## Exercise
Pictures stay out. Extract the lines below from the first one through the line with "import React from", both included.

## Data shown

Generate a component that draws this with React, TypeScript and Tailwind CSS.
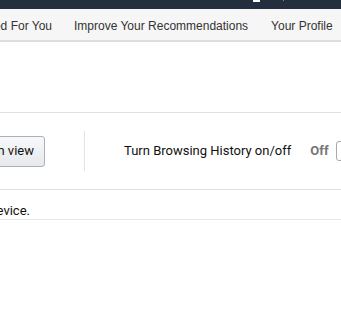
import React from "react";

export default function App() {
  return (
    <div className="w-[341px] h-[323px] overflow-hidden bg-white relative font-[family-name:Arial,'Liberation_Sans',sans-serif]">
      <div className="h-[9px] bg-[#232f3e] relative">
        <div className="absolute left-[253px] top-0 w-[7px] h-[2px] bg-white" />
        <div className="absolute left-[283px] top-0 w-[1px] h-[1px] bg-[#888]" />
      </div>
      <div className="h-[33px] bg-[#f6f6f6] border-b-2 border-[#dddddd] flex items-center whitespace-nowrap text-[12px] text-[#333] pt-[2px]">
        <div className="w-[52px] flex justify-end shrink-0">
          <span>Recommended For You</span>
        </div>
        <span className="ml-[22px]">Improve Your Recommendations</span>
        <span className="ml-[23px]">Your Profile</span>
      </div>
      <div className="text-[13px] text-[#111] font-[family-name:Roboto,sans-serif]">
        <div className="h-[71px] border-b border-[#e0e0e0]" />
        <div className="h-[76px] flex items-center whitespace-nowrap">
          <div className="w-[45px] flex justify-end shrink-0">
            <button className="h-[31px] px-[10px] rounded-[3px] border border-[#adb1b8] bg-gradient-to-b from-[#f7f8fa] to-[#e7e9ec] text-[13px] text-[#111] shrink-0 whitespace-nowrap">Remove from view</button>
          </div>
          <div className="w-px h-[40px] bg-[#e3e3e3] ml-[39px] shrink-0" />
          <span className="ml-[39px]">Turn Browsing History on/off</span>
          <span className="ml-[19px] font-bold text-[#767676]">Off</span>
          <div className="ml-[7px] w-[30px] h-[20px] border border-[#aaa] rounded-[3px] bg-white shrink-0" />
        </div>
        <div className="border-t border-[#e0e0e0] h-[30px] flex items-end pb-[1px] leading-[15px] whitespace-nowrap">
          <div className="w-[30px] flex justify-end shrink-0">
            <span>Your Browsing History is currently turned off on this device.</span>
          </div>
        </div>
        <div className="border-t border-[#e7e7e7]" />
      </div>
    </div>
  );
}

## The result
Generate a component that draws this with React, TypeScript and Tailwind CSS.
import React from "react";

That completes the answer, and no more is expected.